Last month, a Board of Standards and Appeals application for a variance in the parking and drive-through area of the Taco Bell restaurant at 60-06/12 Northern Boulevard was eventually tabled because the argument was inconclusive and one of its critics had left the meeting earlier than expected.  In the interim between the April and May meetings, the Taco Bell representatives had been in consultation with the critic,

Tom Ryan of the Northern Woodside Coalition.  He and they were present at the May meeting to declare that they had come to an agreement about such issues as lighting and noise, which had generated complaints in the residential streets behind and to either side of the Taco Bell building and grounds.  Ryan read a list of 18 bullet points, including those for signs entreating less disruptive behavior by patrons of this 24-hour restaurant or another prohibiting left turns into the parking lot.  The pact between the Taco Bell reps and the neighborhood group moved the land use committee to approve the variationat its own meeting.  A roll-call vote yielded approval also, and unanimously.

The outcome of another item from last month brought sharp criticism this month during the public comment phase of the meeting.  It was a complicated case involving exterior house repairs in Sunnyside Gardens, which is a landmark neighborhood where such repairs need the approval of the Landmarks Preservation Commission.  The crux of the matter was repair of a slate roof.  The owner of the house re-covered the entire roof with composition shingles that the commission deemed all right for small repairs but not for complete replacement.  The motion for a roll-call vote was to allow the owner to obtain permits for the roof repair already done, meaning all of it.  The total vote favored the motion, but there were 13 votes that did not and there was some fierce debate after the vote was taken.  At the May meeting, Laura Heim, an architect with an office on 46th Street near Skillman Avenue, denounced the total installation of shingles that were not slate, and at the same time the board vote that mainly favored it.  “We don’t reward cheaters,” she said, adding that the owner had plainly broken the law. 
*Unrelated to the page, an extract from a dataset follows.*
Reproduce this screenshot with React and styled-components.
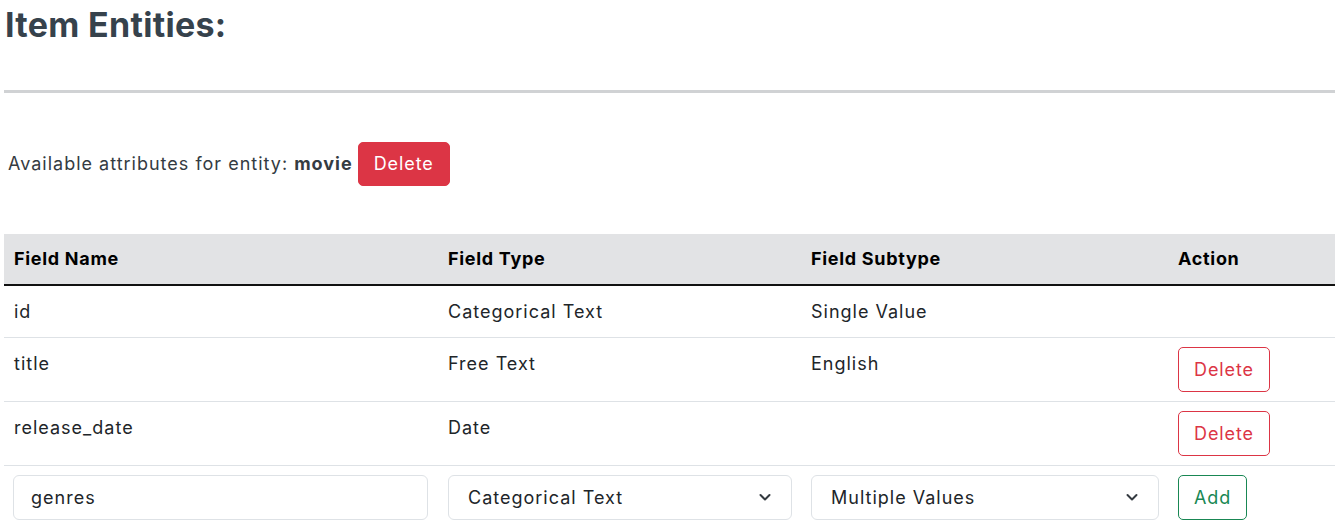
import React from 'react';
import styled, { createGlobalStyle } from 'styled-components';

const GlobalStyle = createGlobalStyle`
  body {
    margin: 0;
    font-family: Inter, "Noto Sans", sans-serif;
    color: #212529;
    background: #fff;
  }
`;

const Page = styled.div`
  padding: 0 5px 0 4px;
`;

const Title = styled.h2`
  margin: 5px 0 0 1px;
  font-size: 34px;
  line-height: 1.2;
  font-weight: 700;
  color: #36424c;
  letter-spacing: 0.3px;
`;

const Divider = styled.hr`
  margin: 44px 0 0;
  border: 0;
  height: 3px;
  background: #d0d2d4;
`;

const AttrLine = styled.div`
  display: flex;
  align-items: center;
  gap: 5px;
  margin-top: 49px;
  padding-left: 4px;
  font-size: 18px;
  letter-spacing: 1px;
  color: #343b42;
`;

const Button = styled.button`
  font-family: inherit;
  font-size: 18px;
  letter-spacing: 0.9px;
  line-height: 27px;
  height: ${(p) => p.$h || 44}px;
  padding: 0 15px;
  border-radius: 5px;
  cursor: pointer;
  border: 1px solid ${(p) => p.$color};
  color: ${(p) => (p.$solid ? '#fff' : p.$color)};
  background: ${(p) => (p.$solid ? p.$color : '#fff')};
`;

const Table = styled.table`
  margin-top: 48px;
  width: 100%;
  border-collapse: collapse;
  font-size: 18px;
  letter-spacing: 1px;
  table-layout: fixed;
`;

const Th = styled.th`
  text-align: left;
  background: #e2e3e5;
  color: #000;
  font-weight: 700;
  letter-spacing: 0.7px;
  line-height: 33px;
  padding: 8px 9px 9px 10px;
  border-bottom: 2px solid #111;
`;

const Td = styled.td`
  vertical-align: top;
  line-height: 33px;
  padding: 9px 9px 9px 10px;
  border-bottom: 1px solid #dee2e6;
`;

const Input = styled.input`
  box-sizing: border-box;
  width: 100%;
  height: 45px;
  font-family: inherit;
  font-size: 18px;
  letter-spacing: 1px;
  color: #212529;
  padding: 0 17px;
  border: 1px solid #dee2e6;
  border-radius: 6px;
  margin-left: -1px;
`;

const SelectBox = styled.div`
  box-sizing: border-box;
  height: 45px;
  display: flex;
  align-items: center;
  justify-content: space-between;
  padding: 0 18px 0 19px;
  border: 1px solid #dee2e6;
  border-radius: 6px;
  color: #212529;
  font-size: 18px;
`;

const Chevron = () => (
  <svg width="16" height="16" viewBox="0 0 16 16" fill="none" stroke="#343a40" strokeWidth="2" strokeLinecap="round" strokeLinejoin="round">
    <path d="m3.5 6 4.5 4.5 4.5-4.5" />
  </svg>
);

const rows = [
  { name: 'id', type: 'Categorical Text', sub: 'Single Value', del: false },
  { name: 'title', type: 'Free Text', sub: 'English', del: true },
  { name: 'release_date', type: 'Date', sub: '', del: true },
];

export default function App() {
  return (
    <Page>
      <GlobalStyle />
      <Title>Item Entities:</Title>
      <Divider />
      <AttrLine>
        <span>
          Available attributes for entity: <b>movie</b>
        </span>
        <Button $solid $color="#dc3545">Delete</Button>
      </AttrLine>
      <Table>
        <colgroup>
          <col style={{ width: 434 }} />
          <col style={{ width: 363 }} />
          <col style={{ width: 367 }} />
          <col style={{ width: 167 }} />
        </colgroup>
        <thead>
          <tr>
            <Th>Field Name</Th>
            <Th>Field Type</Th>
            <Th>Field Subtype</Th>
            <Th>Action</Th>
          </tr>
        </thead>
        <tbody>
          {rows.map((r) => (
            <tr key={r.name}>
              <Td>{r.name}</Td>
              <Td>{r.type}</Td>
              <Td>{r.sub}</Td>
              <Td>{r.del && <Button $color="#dc3545" $h={45}>Delete</Button>}</Td>
            </tr>
          ))}
          <tr>
            <Td><Input defaultValue="genres" /></Td>
            <Td>
              <SelectBox>
                Categorical Text
                <Chevron />
              </SelectBox>
            </Td>
            <Td>
              <SelectBox>
                Multiple Values
                <Chevron />
              </SelectBox>
            </Td>
            <Td><Button $color="#198754" $h={45}>Add</Button></Td>
          </tr>
        </tbody>
      </Table>
    </Page>
  );
}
The other voting item was about an application by Tournesol, a restaurant at 50-12 Vernon Blvd., for an unenclosed sidewalk café with four tables and eight seats.  Lisa Ann Deller of the land use committee said the committee was not able to vote on the application but said it would probably have approved.  The full board did, unanimously.

The environment committee report by Dorothy Morehead included an item about an aeration program in Dutch Kills—not the community but the inlet near Newtown Creek. Morehead said that the Department of Environmental Protection is conducting the program in a high-handed manner that has angered the local group, Newtown Creek Alliance.  She said that the NCA seems to have persuaded the DEP to put off implementation of the plan pending consultation.

Two announcements were about the same meeting.  On Wednesday, May 18, there will be a special CB2 meeting about an ongoing issue, proposed housing, including affordable housing, at 50-25 Barnett Avenue.  It will be held at Sunnyside Community Services, 43-31 39th St., where CB2 meets regularly, at 6:30 p.m.